Kanadoğlu, 17 kişiden oluşacak Anayasa Mahkemesi'nin yapılacak değişiklikle 11 üyesinin hukukçu olmayabileceğini belirterek bu heyetin mahkeme sıfatı taşımayacağını öne sürdü.
Anayasa Mahkemesi'nin iptal davasını reddetmesi ve paketin halka gitmesi durumunda halkın oyunu işsizliğe, yolsuzluğa, Anayasa'ya "evet" ya da "hayır" demek için kullanacağını ifade eden Kanadoğlu, "Dediler ki biz, bunu hap haline getirdik, bu hap herhalde bir takım soslarla örtülmeye ve halkımıza yutturulmaya çalışıyorsa herhalde benim değerli yurttaşım benim çok sevdiğim İzmirli hemşehrilerim inanıyorum bu hapı yutmayacaktır." şeklinde konuştu.

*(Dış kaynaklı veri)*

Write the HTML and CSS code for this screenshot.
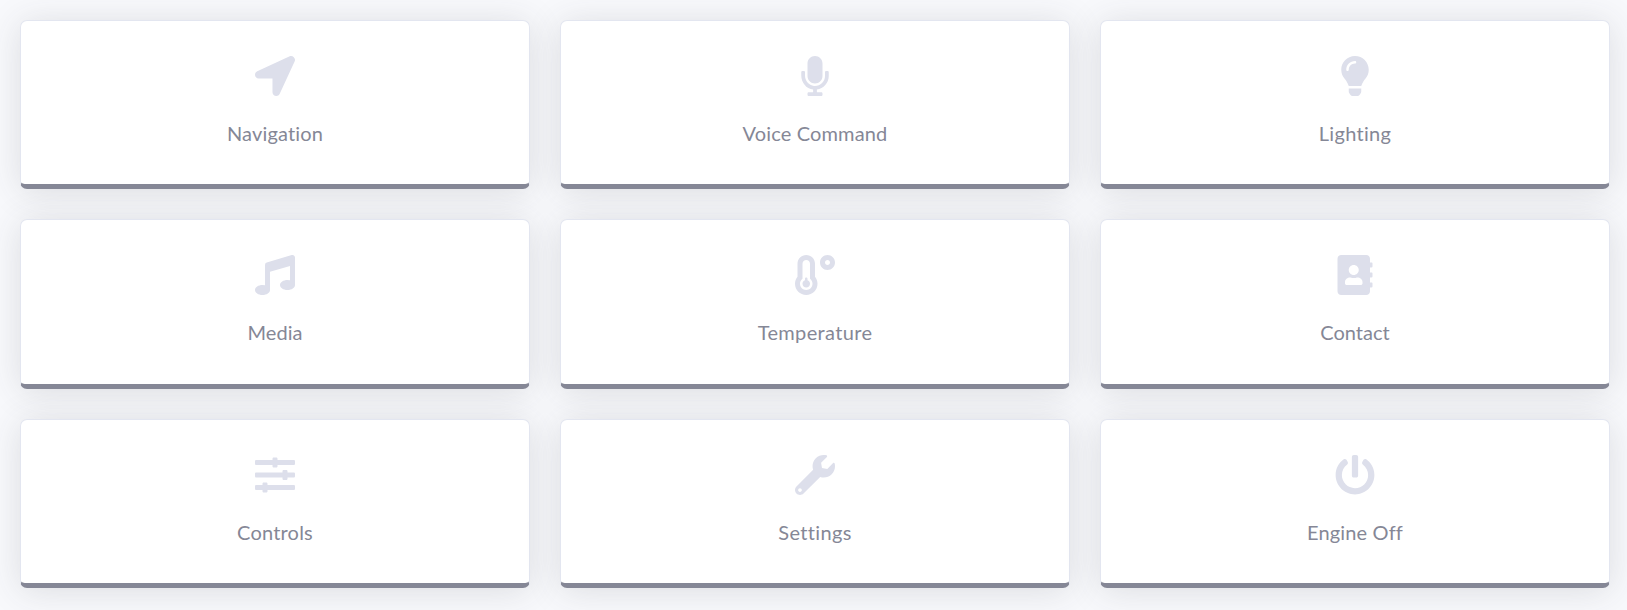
FILE: index.html
```html
<!DOCTYPE html>
<html lang="en">
<head>
<meta charset="utf-8">
<title>Car Dashboard</title>
<link rel="stylesheet" href="styles.css">
</head>
<body>
<main class="grid">
  <a class="card"><svg class="icon" viewBox="0 0 512 512"><path d="M444.52 3.52L28.74 195.42c-47.97 22.39-31.98 92.75 19.19 92.75h175.91v175.91c0 51.17 70.36 67.17 92.75 19.19l191.9-415.78c15.99-38.39-25.59-79.97-63.97-63.95z"/></svg><span class="label navigation">Navigation</span></a>
  <a class="card"><svg class="icon" viewBox="-80 0 512 512"><path d="M176 352c53.02 0 96-42.98 96-96V96c0-53.02-42.98-96-96-96S80 42.98 80 96v160c0 53.02 42.98 96 96 96zm160-160h-16c-8.84 0-16 7.16-16 16v48c0 74.8-64.49 134.82-140.79 127.38C96.71 376.89 48 317.11 48 250.3V208c0-8.84-7.16-16-16-16H16c-8.84 0-16 7.16-16 16v40.16c0 89.64 63.97 169.55 152 181.69V464H96c-8.84 0-16 7.16-16 16v16c0 8.84 7.16 16 16 16h160c8.84 0 16-7.16 16-16v-16c0-8.84-7.16-16-16-16h-56v-33.77C285.71 418.47 352 344.9 352 256v-48c0-8.84-7.16-16-16-16z"/></svg><span class="label voice">Voice Command</span></a>
  <a class="card"><svg class="icon" viewBox="-80 0 512 512"><path d="M96.06 454.35c.01 6.29 1.87 12.45 5.36 17.69l17.09 25.69a31.99 31.99 0 0 0 26.64 14.28h61.71a31.99 31.99 0 0 0 26.64-14.28l17.09-25.69a31.989 31.989 0 0 0 5.36-17.69l.04-38.35H96.01l.05 38.35zM0 176c0 44.37 16.45 84.85 43.56 115.78 16.52 18.85 42.36 58.23 52.21 91.45.04.26.07.52.11.78h160.24c.04-.26.07-.51.11-.78 9.85-33.22 35.69-72.6 52.21-91.45C335.55 260.85 352 220.37 352 176 352 78.61 272.91-.3 175.45 0 73.44.31 0 82.97 0 176zm176-80c-44.11 0-80 35.89-80 80 0 8.84-7.16 16-16 16s-16-7.16-16-16c0-61.76 50.24-112 112-112 8.84 0 16 7.16 16 16s-7.16 16-16 16z"/></svg><span class="label lighting">Lighting</span></a>
  <a class="card"><svg class="icon" viewBox="0 0 512 512"><path d="M470.38 1.51L150.41 96A32 32 0 0 0 128 126.51v261.41A139 139 0 0 0 96 384c-53 0-96 28.66-96 64s43 64 96 64 96-28.66 96-64V214.32l256-75v184.61a138.4 138.4 0 0 0-32-3.93c-53 0-96 28.66-96 64s43 64 96 64 96-28.65 96-64V32a32 32 0 0 0-41.62-30.49z"/></svg><span class="label media">Media</span></a>
  <a class="card"><svg class="icon" viewBox="0 0 512 512"><path d="M416 0c-52.9 0-96 43.1-96 96s43.1 96 96 96 96-43.1 96-96-43.1-96-96-96zm0 128c-17.7 0-32-14.3-32-32s14.3-32 32-32 32 14.3 32 32-14.3 32-32 32zm-160-16C256 50.1 205.9 0 144 0S32 50.1 32 112v166.5C12.3 303.2 0 334 0 368c0 79.5 64.5 144 144 144s144-64.5 144-144c0-34-12.3-64.9-32-89.5V112zM144 448c-44.1 0-80-35.9-80-80 0-25.5 12.2-48.9 32-63.8V112c0-26.5 21.5-48 48-48s48 21.5 48 48v192.2c19.8 14.8 32 38.3 32 63.8 0 44.1-35.9 80-80 80zm16-125.1V304c0-8.8-7.2-16-16-16s-16 7.2-16 16v18.9c-18.6 6.6-32 24.2-32 45.1 0 26.5 21.5 48 48 48s48-21.5 48-48c0-20.9-13.4-38.5-32-45.1z"/></svg><span class="label temperature">Temperature</span></a>
  <a class="card"><svg class="icon" viewBox="-32 0 512 512"><path d="M436 160c6.6 0 12-5.4 12-12v-40c0-6.6-5.4-12-12-12h-20V48c0-26.5-21.5-48-48-48H48C21.5 0 0 21.5 0 48v416c0 26.5 21.5 48 48 48h320c26.5 0 48-21.5 48-48v-48h20c6.6 0 12-5.4 12-12v-40c0-6.6-5.4-12-12-12h-20v-64h20c6.6 0 12-5.4 12-12v-40c0-6.6-5.4-12-12-12h-20v-64h20zm-228-32c35.3 0 64 28.7 64 64s-28.7 64-64 64-64-28.7-64-64 28.7-64 64-64zm112 236.8c0 10.6-10 19.2-22.4 19.2H118.4C106 384 96 375.4 96 364.8v-19.2c0-31.8 30.1-57.6 67.2-57.6h5c12.3 5.1 25.7 8 39.8 8s27.6-2.9 39.8-8h5c37.1 0 67.2 25.8 67.2 57.6v19.2z"/></svg><span class="label contact">Contact</span></a>
  <a class="card"><svg class="icon" viewBox="0 0 512 512"><path d="M496 384H160v-16c0-8.8-7.2-16-16-16h-32c-8.8 0-16 7.2-16 16v16H16c-8.8 0-16 7.2-16 16v32c0 8.8 7.2 16 16 16h80v16c0 8.8 7.2 16 16 16h32c8.8 0 16-7.2 16-16v-16h336c8.8 0 16-7.2 16-16v-32c0-8.8-7.2-16-16-16zm0-160h-80v-16c0-8.8-7.2-16-16-16h-32c-8.8 0-16 7.2-16 16v16H16c-8.8 0-16 7.2-16 16v32c0 8.8 7.2 16 16 16h336v16c0 8.8 7.2 16 16 16h32c8.8 0 16-7.2 16-16v-16h80c8.8 0 16-7.2 16-16v-32c0-8.8-7.2-16-16-16zm0-160H288V48c0-8.8-7.2-16-16-16h-32c-8.8 0-16 7.2-16 16v16H16C7.2 64 0 71.2 0 80v32c0 8.8 7.2 16 16 16h208v16c0 8.8 7.2 16 16 16h32c8.8 0 16-7.2 16-16v-16h208c8.8 0 16-7.2 16-16V80c0-8.8-7.2-16-16-16z"/></svg><span class="label controls">Controls</span></a>
  <a class="card"><svg class="icon" viewBox="0 0 512 512"><path d="M507.73 109.1c-2.24-9.03-13.54-12.09-20.12-5.51l-74.36 74.36-67.88-11.31-11.31-67.88 74.36-74.36c6.62-6.62 3.43-17.9-5.66-20.16-47.38-11.74-99.55.91-136.58 37.93-39.64 39.64-50.55 97.1-34.05 147.2L18.74 402.76c-24.99 24.99-24.99 65.51 0 90.5 24.99 24.99 65.51 24.99 90.5 0l213.21-213.21c50.12 16.71 107.47 5.68 147.37-34.22 37.07-37.07 49.7-89.32 37.91-136.73zM64 472c-13.25 0-24-10.75-24-24 0-13.26 10.75-24 24-24s24 10.74 24 24c0 13.25-10.75 24-24 24z"/></svg><span class="label settings">Settings</span></a>
  <a class="card"><svg class="icon" viewBox="0 0 512 512"><path d="M400 54.1c63 45 104 118.6 104 201.9 0 136.8-110.8 247.7-247.5 248C120 504.3 8.2 393 8 256.4 7.9 173.1 48.9 99.3 111.8 54.2c11.7-8.3 28-4.8 35 7.7L162.6 90c5.9 10.5 3.1 23.8-6.6 31-41.5 30.8-68 79.6-68 134.9-.1 92.3 74.5 168.1 168 168.1 91.6 0 168.6-74.2 168-169.1-.3-51.8-24.7-101.8-68.1-134-9.7-7.2-12.4-20.5-6.5-30.9l15.8-28.1c7-12.4 23.2-16.1 34.8-7.8zM296 264V24c0-13.3-10.7-24-24-24h-32c-13.3 0-24 10.7-24 24v240c0 13.3 10.7 24 24 24h32c13.3 0 24-10.7 24-24z"/></svg><span class="label engine">Engine Off</span></a>
</main>
</body>
</html>
```
FILE: styles.css
```css
* { box-sizing: border-box; }
body {
  margin: 0;
  height: 610px;
  overflow: hidden;
  background: #f8f9fc;
  font-family: Lato, "Open Sans", sans-serif;
  color: #858796;
}
.grid {
  display: grid;
  grid-template-columns: repeat(3, 510px);
  grid-template-rows: 169px 170px 169px;
  gap: 30px;
  padding: 20px;
}
.card {
  display: flex;
  flex-direction: column;
  align-items: center;
  gap: 22px;
  padding-top: 35px;
  background: #fff;
  border: 1px solid #e3e6f0;
  border-bottom: 5px solid #858796;
  border-radius: 7px;
  box-shadow: 0 3px 35px rgba(58, 59, 69, .15);
}
.icon { width: 40px; height: 40px; fill: #dddfeb; flex: none; }
.label {
  font-size: 20px;
  line-height: 30px;
  white-space: nowrap;
  font-variant-ligatures: none;
}
.navigation { letter-spacing: .15px; }
.voice { letter-spacing: .15px; }
.lighting { letter-spacing: .3px; }
.temperature { letter-spacing: .35px; }
.controls { letter-spacing: .2px; }
.settings { letter-spacing: .35px; }
.engine { letter-spacing: .15px; }
```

Eski YÖK Başkanı ve Anayasa Hukukçusu Erdoğan Teziç de Anayasa değişikliği konusunda TBMM Başkanı ve Cumhurbaşkının tarafsızlığının çok önemli olduğunu vurguladı.
Siyasetin hukukileşmesi olgusunun demokratik bir düzenin vazgeçilmez unsuru olduğunu belirten Teziç, "Öyle ki parlamentodaki çalışmalar bile kurallara bağlamıştır. Bunların Anayasa Mahkemesi denetimine bağlı olması siyasilerin her şeyi yapamamaları anlamına gelir. Tersi demokratik düzende kabul edilemez. Hukukun siyasileşmesi dediğimiz zaman orada artık baskı yönetime doğru gidiş kapıları açılmış demektir. Bugün içinde bulunduğumuz tablo, siyasetin hukukileşmesinden sıyrılıp hukukun siyasileşmesine doğru giden bir adımdır." diye konuştu.